Today, EMU eco data are second tier (final Q4 German GDP, French INSEE business confidence and Italian retail sales). US data have also limited potential to move USD. The January Chicago National Activity Index is expected flat (versus 0.14 previously). Initial claims have been very low in past weeks and no change is expected. We listen closely to the speeches of ECB Praet, especially as tensions in EMU markets flared up. Atlanta Fed Lockhart speaks but retires at the end of the month. Dallas Fed Kaplan is a moderate hawk. Over the previous days, French election worries fuelled uncertainty on European markets and weighed on the euro. The political uncertainty in France eased a bit after centrist Bayrou support centrist candidate Macron. Uncertainty might easily return later on, but in a day-to-day perspective, it might ease pressure on the euro. Even so, we don’t expect the EUR/USD rebound go far. Markets await Trump’s fiscal plan and its impact on Fed thinking. A decent fiscal easing (tax cuts/spending) should be USD supportive. However, we don’t see much pro-USD prepositioning yet. If there is no high profile news on France or on US fiscal policy, some consolidation in EUR/USD and USD/JPY is likely, with equities guiding the intraday moves.

Global context. The dollar corrected lower since the start of January as the Trump reflation trade slowed down. Two weeks ago, the dollar bottomed out, supported by Trump’s tax promise. Underlying euro weakness due to political uncertainty in the area is a factor too. We see 1.0874 as solid resistance and favour a sell EUR/USD on upticks approach. The downside test of USD/JPY was rejected. USD/JPY 111.16 (38% retracement of the 99.02/118.66 rally) remains a key support. The comments of Yellen before Congress (and of other Fed members) were USD supportive, but had little lasting impact on yields. We keep a USD positive bias, but remain more cautious on the upside potential of USD/JPY compared to USD/EUR.

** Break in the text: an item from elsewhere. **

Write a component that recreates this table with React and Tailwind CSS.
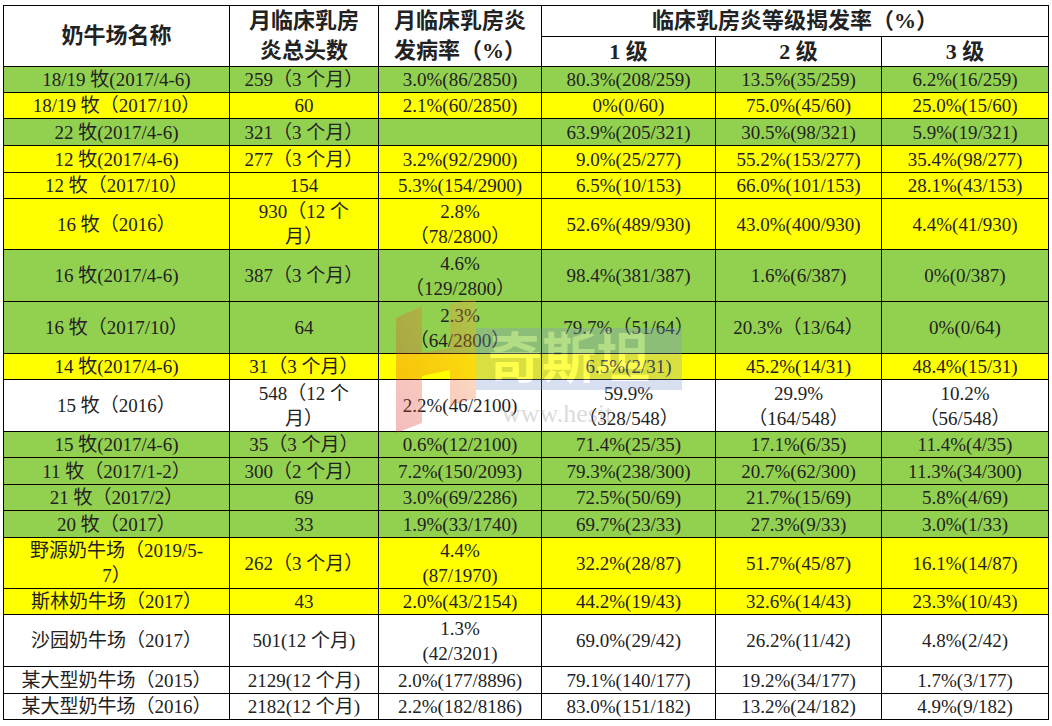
import React from "react";

const GREEN = "bg-[#92d050]";
const YELLOW = "bg-[#ffff00]";
const WHITE = "bg-white";

// [bg, height, name, total, rate, g1, g2, g3]
const rows = [
  [GREEN, 26, "18/19 牧(2017/4-6)", "259（3 个月）", "3.0%(86/2850)", "80.3%(208/259)", "13.5%(35/259)", "6.2%(16/259)"],
  [YELLOW, 26, "18/19 牧（2017/10）", "60", "2.1%(60/2850)", "0%(0/60)", "75.0%(45/60)", "25.0%(15/60)"],
  [GREEN, 27, "22 牧(2017/4-6)", "321（3 个月）", "", "63.9%(205/321)", "30.5%(98/321)", "5.9%(19/321)"],
  [YELLOW, 27, "12 牧(2017/4-6)", "277（3 个月）", "3.2%(92/2900)", "9.0%(25/277)", "55.2%(153/277)", "35.4%(98/277)"],
  [YELLOW, 26, "12 牧（2017/10）", "154", "5.3%(154/2900)", "6.5%(10/153)", "66.0%(101/153)", "28.1%(43/153)"],
  [YELLOW, 51, "16 牧（2016）", ["930（12 个", "月）"], ["2.8%", "（78/2800）"], "52.6%(489/930)", "43.0%(400/930)", "4.4%(41/930)"],
  [GREEN, 52, "16 牧(2017/4-6)", "387（3 个月）", ["4.6%", "（129/2800）"], "98.4%(381/387)", "1.6%(6/387)", "0%(0/387)"],
  [GREEN, 52, "16 牧（2017/10）", "64", ["2.3%", "（64/2800）"], "79.7%（51/64）", "20.3%（13/64）", "0%(0/64)"],
  [YELLOW, 26, "14 牧(2017/4-6)", "31（3 个月）", "", "6.5%(2/31)", "45.2%(14/31)", "48.4%(15/31)"],
  [WHITE, 52, "15 牧（2016）", ["548（12 个", "月）"], "2.2%(46/2100)", ["59.9%", "（328/548）"], ["29.9%", "（164/548）"], ["10.2%", "（56/548）"]],
  [GREEN, 26, "15 牧(2017/4-6)", "35（3 个月）", "0.6%(12/2100)", "71.4%(25/35)", "17.1%(6/35)", "11.4%(4/35)"],
  [GREEN, 27, "11 牧（2017/1-2）", "300（2 个月）", "7.2%(150/2093)", "79.3%(238/300)", "20.7%(62/300)", "11.3%(34/300)"],
  [GREEN, 26, "21 牧（2017/2）", "69", "3.0%(69/2286)", "72.5%(50/69)", "21.7%(15/69)", "5.8%(4/69)"],
  [GREEN, 27, "20 牧（2017）", "33", "1.9%(33/1740)", "69.7%(23/33)", "27.3%(9/33)", "3.0%(1/33)"],
  [YELLOW, 51, ["野源奶牛场（2019/5-", "7）"], "262（3 个月）", ["4.4%", "(87/1970)"], "32.2%(28/87)", "51.7%(45/87)", "16.1%(14/87)"],
  [YELLOW, 26, "斯林奶牛场（2017）", "43", "2.0%(43/2154)", "44.2%(19/43)", "32.6%(14/43)", "23.3%(10/43)"],
  [WHITE, 52, "沙园奶牛场（2017）", "501(12 个月)", ["1.3%", "(42/3201)"], "69.0%(29/42)", "26.2%(11/42)", "4.8%(2/42)"],
  [WHITE, 27, "某大型奶牛场（2015）", "2129(12 个月)", "2.0%(177/8896)", "79.1%(140/177)", "19.2%(34/177)", "1.7%(3/177)"],
  [WHITE, 26, "某大型奶牛场（2016）", "2182(12 个月)", "2.2%(182/8186)", "83.0%(151/182)", "13.2%(24/182)", "4.9%(9/182)"],
];

const Cell = ({ value, h }) => {
  const lines = Array.isArray(value) ? value : [value];
  return (
    <td className="border border-black p-0 text-center align-middle whitespace-nowrap">
      <div className="flex flex-col justify-center overflow-visible" style={{ height: h - 1 }}>
        {lines.map((l, k) => (
          <div key={k} className="h-[25px] leading-[25px]">
            {l}
          </div>
        ))}
      </div>
    </td>
  );
};

const Watermark = () => (
  <div className="absolute left-[392px] top-[298px] w-[300px] h-[135px] pointer-events-none opacity-30">
    <svg width="300" height="135" viewBox="0 0 300 135">
      <defs>
        <linearGradient id="hg" x1="0" y1="1" x2="1" y2="0">
          <stop offset="0" stopColor="#d8262a" />
          <stop offset="0.55" stopColor="#ee6a2c" />
          <stop offset="1" stopColor="#f6b838" />
        </linearGradient>
      </defs>
      <rect x="80" y="30" width="210" height="62" fill="#7f98d0" />
      <path d="M4 20 L30 8 L30 55 L58 50 L58 6 L84 0 L84 100 L58 108 L58 72 L30 78 L30 125 L4 135 Z" fill="url(#hg)" />
      <text x="96" y="80" fontSize="54" fontWeight="bold" fill="#ffffff" fontFamily="'Noto Sans CJK SC', sans-serif">
        奇斯坦
      </text>
      <text x="110" y="124" fontSize="26" fill="#8a8a8a" fontFamily="'Liberation Serif', serif">
        www.hesit
      </text>
    </svg>
  </div>
);

const Th = ({ children, ...rest }) => (
  <th className="border border-black p-0 bg-white font-bold" {...rest}>
    {children}
  </th>
);

export default function App() {
  return (
    <div className="relative w-[1052px] h-[726px] bg-white pt-[5px] pl-[3px] overflow-hidden">
      <table
        className="border-collapse text-[19px] text-[#222]"
        style={{ fontFamily: "'Liberation Serif', 'Noto Sans CJK SC', serif" }}
      >
        <colgroup>
          <col className="w-[226px]" />
          <col className="w-[149px]" />
          <col className="w-[163px]" />
          <col className="w-[174px]" />
          <col className="w-[166px]" />
          <col className="w-[167px]" />
        </colgroup>
        <thead className="text-[22px] leading-[30px]">
          <tr>
            <Th rowSpan={2}>奶牛场名称</Th>
            <Th rowSpan={2}>
              <div className="h-[60px] flex flex-col justify-center">
                <div className="h-[30px]">月临床乳房</div>
                <div className="h-[30px]">炎总头数</div>
              </div>
            </Th>
            <Th rowSpan={2}>
              <div className="h-[60px] flex flex-col justify-center">
                <div className="h-[30px]">月临床乳房炎</div>
                <div className="h-[30px]">发病率（%）</div>
              </div>
            </Th>
            <Th colSpan={3}>
              <div className="h-[30px]">临床乳房炎等级揭发率（%）</div>
            </Th>
          </tr>
          <tr>
            <Th>
              <div className="h-[29px]">1 级</div>
            </Th>
            <Th>
              <div className="h-[29px]">2 级</div>
            </Th>
            <Th>
              <div className="h-[29px]">3 级</div>
            </Th>
          </tr>
        </thead>
        <tbody>
          {rows.map(([bg, h, ...cells], i) => (
            <tr key={i} className={bg}>
              {cells.map((c, j) => (
                <Cell key={j} value={c} h={h} />
              ))}
            </tr>
          ))}
        </tbody>
      </table>
      <Watermark />
    </div>
  );
}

EUR/GBP: again no sustained break of 0.8450 support

Euro weakness pushed EUR/GBP further below the 0.8450 support. The pair touched an intraday low just north of 0.84. Some ST consolidation kicked in. The details of the UK Q4/2016 GDP painted a mixed picture and weighed on sterling. EUR/GBP initially rebounded to the 0.8440/50 area. Later in the session, the pair was further supported by the post-Bayrou rebound of EUR/USD. EUR/GBP closed the session at 0.8481. Cable finished the day at 1.2450. Sterling trading was dominated by the gyrations in the euro cross rates. Even so, yesterday’s price action should have disappointed sterling bulls.

Today, UK CBI Retail/Distributive trades reports will be published. Usually, the FX market doesn’t react much to the data and so the report won’ be a game-changer. However, the CBI data are interesting after recent very poor ONS retail sales data. We especially look for the market reaction in case of a poor report. EUR/GBP recently hovered in a tight range north of the 0.8450 support. Sterling sentiment softened slightly as a BoE rate hike is still very far away. Yesterday, a (temporary) acceleration of the euro sell-off pushed EUR/GBP temporary to the 0.84 area, but a sustained break of the 0.8450 level again didn’t occur. Longer term, we have a sterling negative view as the Brexit will negatively impact the UK economy.
However, this is no issue at this stage. Euro weakness prevails. A sustained break below 0.8450 would open de way for a return to the EUR/GBP 0.8304 correction low, the next key support. We maintain a neutral bias on sterling short-term. Both EUR/GBP and cable show no clear trend.